Book Review: Breakable You

I tend not to judge books by their cover, but I do judge them by their title. When I go to Borders or Barnes and Nobel, I scan the tables of the three-for-the price-of-two books. Sure, most have eye-catching covers, but it is the title that makes me pick up the book.

This has produced some pretty bad choices, such as “Castle in the Forest” by Norman Mailer, but has also produced some better ones, aka “Breakable You,” by Brian Morton (the latter also has a better cover, if you were wondering).

The back cover introduces you to the four people who create the narrative of the novel: Adam Weller, his former wife Eleanor, his daughter Maud, and Samir, his daughter’s lover.

The novel starts through Eleanor’s view. The breakdown on Eleanor: her husband just left her for a younger woman, blond of all colors, her daughter is a graduate student who has previously been hospitalized for depression, and she wants to solve everyone’s problems but her own.

Over lunch, she is meeting with her former husband about a year after their break up to discuss the divorce arrangements. The tensions begin to reveal themselves as Eleanor silently picks apart everything Adam does or says.

Maud is the center of their conversation – Adam is more concerned with his writing career and new affair and Eleanor wishes to coddle her daughter as much as possible.

It’s hard to discern just how capable their daughter is until you meet her.

She proves herself to be a quirky character for sure. More often than not, she is lost in her thoughts and living in her own world.

This changes when she meets Samir, perhaps the most intriguing character I have met in the past year. He is quiet but intense. Right away, one can tell he is harboring more grief than he can handle, but he isn’t ready to share it with anyone.

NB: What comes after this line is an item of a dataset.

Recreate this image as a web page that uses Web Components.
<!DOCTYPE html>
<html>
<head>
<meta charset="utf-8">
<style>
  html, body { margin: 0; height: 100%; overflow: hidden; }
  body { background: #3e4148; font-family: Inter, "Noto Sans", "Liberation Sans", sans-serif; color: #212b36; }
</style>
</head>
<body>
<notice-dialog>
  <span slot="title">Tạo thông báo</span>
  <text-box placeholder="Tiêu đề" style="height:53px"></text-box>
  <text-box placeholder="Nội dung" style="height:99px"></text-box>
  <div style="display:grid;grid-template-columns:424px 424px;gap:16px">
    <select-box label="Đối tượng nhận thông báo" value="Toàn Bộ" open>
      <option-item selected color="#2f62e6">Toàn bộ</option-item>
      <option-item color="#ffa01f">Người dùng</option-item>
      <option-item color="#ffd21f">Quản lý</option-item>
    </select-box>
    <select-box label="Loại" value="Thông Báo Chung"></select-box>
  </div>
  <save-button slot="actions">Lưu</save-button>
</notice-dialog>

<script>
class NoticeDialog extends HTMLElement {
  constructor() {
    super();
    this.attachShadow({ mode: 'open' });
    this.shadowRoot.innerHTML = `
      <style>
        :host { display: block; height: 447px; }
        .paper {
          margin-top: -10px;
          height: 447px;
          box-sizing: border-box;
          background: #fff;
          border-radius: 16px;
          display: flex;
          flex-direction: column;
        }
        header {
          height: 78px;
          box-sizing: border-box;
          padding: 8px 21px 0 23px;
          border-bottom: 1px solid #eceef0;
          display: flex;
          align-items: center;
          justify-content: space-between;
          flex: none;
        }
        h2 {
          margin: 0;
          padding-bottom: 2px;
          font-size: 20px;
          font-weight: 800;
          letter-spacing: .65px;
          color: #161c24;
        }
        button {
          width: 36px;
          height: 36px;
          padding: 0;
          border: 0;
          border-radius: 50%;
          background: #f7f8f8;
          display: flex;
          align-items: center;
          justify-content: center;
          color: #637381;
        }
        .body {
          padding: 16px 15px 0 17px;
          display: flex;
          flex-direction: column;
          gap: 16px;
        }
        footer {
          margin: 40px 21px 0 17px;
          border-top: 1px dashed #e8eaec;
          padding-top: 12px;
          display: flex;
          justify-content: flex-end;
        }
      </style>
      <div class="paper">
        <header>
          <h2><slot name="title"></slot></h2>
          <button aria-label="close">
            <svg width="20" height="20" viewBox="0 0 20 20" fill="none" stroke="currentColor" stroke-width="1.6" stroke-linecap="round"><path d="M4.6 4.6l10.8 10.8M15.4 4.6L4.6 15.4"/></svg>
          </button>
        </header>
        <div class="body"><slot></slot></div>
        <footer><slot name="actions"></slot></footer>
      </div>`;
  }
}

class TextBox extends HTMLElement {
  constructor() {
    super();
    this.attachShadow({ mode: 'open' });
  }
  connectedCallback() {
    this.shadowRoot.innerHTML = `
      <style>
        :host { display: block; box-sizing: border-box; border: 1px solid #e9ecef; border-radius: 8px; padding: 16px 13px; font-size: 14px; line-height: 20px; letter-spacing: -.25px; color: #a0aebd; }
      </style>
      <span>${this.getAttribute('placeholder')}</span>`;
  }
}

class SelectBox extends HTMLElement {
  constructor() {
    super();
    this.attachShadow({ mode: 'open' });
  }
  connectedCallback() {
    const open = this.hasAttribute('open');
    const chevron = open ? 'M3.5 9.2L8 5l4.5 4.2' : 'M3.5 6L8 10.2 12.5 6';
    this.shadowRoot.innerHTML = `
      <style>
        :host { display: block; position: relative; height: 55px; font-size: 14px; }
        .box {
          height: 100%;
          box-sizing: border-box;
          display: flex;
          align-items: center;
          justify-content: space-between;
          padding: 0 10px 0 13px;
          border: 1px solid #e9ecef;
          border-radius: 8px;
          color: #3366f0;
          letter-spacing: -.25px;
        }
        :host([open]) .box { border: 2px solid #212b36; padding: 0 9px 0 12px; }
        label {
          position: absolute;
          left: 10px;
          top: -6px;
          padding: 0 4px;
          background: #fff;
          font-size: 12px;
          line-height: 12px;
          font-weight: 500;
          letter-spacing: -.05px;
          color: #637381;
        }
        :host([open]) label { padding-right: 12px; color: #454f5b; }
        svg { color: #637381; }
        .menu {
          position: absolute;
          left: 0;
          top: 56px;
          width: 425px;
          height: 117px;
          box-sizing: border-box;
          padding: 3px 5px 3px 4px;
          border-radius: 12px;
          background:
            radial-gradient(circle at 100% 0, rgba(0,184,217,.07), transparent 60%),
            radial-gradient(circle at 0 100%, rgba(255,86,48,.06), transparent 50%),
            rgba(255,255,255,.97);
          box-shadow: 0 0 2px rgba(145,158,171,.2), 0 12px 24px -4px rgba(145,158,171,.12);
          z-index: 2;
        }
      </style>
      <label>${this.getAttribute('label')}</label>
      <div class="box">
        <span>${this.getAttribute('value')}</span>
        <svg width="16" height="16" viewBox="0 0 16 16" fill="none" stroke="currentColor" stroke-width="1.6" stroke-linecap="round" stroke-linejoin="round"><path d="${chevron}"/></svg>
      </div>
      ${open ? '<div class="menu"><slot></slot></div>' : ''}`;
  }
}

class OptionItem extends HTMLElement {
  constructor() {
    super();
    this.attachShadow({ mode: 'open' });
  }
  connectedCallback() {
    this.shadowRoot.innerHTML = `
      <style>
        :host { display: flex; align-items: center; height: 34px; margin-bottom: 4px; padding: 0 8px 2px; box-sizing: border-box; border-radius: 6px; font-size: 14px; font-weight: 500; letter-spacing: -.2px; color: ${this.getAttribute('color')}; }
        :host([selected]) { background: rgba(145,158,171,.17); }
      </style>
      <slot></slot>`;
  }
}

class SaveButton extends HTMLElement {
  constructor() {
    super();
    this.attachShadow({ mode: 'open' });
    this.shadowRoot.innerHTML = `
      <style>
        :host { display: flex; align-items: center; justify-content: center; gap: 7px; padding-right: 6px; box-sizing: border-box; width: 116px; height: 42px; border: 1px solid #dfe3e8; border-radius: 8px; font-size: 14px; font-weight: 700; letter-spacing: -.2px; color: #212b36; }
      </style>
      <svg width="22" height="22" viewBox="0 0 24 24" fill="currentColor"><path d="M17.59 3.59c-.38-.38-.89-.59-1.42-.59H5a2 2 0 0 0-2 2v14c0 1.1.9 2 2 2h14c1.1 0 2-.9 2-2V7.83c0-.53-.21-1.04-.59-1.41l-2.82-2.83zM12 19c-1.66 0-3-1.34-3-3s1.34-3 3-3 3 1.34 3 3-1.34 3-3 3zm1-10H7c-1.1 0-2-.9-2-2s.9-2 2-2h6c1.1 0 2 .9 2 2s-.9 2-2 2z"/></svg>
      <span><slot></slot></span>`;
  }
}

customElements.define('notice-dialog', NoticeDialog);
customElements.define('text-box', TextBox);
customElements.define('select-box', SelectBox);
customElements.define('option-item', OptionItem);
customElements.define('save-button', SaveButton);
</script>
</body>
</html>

Though both are attracted to each other and genuinely feel comfortable in each other’s presence, each has something holding them back. The fragile, close-to-breaking Maud takes the lead in this relationship and begins to lead Samir back to life through sex. As their encounters grow more passionate, they begin a new lease on life.

Samir opens up about his daughter, who died from a rare blood disease at a young age, and Maud confronts her fear of falling into another depression by throwing herself into the love affair, while overcoming the thought that if her parents fell out of love, what is the point of falling in love.

At the same time, Eleanor’s high school sweetheart comes back into the picture, while Adam realizes that Thea, his young lover, won’t be around much longer. Each character faces their personal demons when confronting the idea of love and what it means to love another.

Samir especially has to fight the battles of loving someone after he convinced himself the world held nothing good after his daughter died. He sees her in the faces of all the children and has to overcome the guilt of feeling alive when she is dead.

Just as the characters begin to find out how to live again, tragedy hits, spinning the remaining characters back into a state of grief.

Morton scrutinizes the characters to find how one deals with grief and learns to live again in a heart-wrenching novel. More importantly it shows how little it takes to break and how hard it is to mend.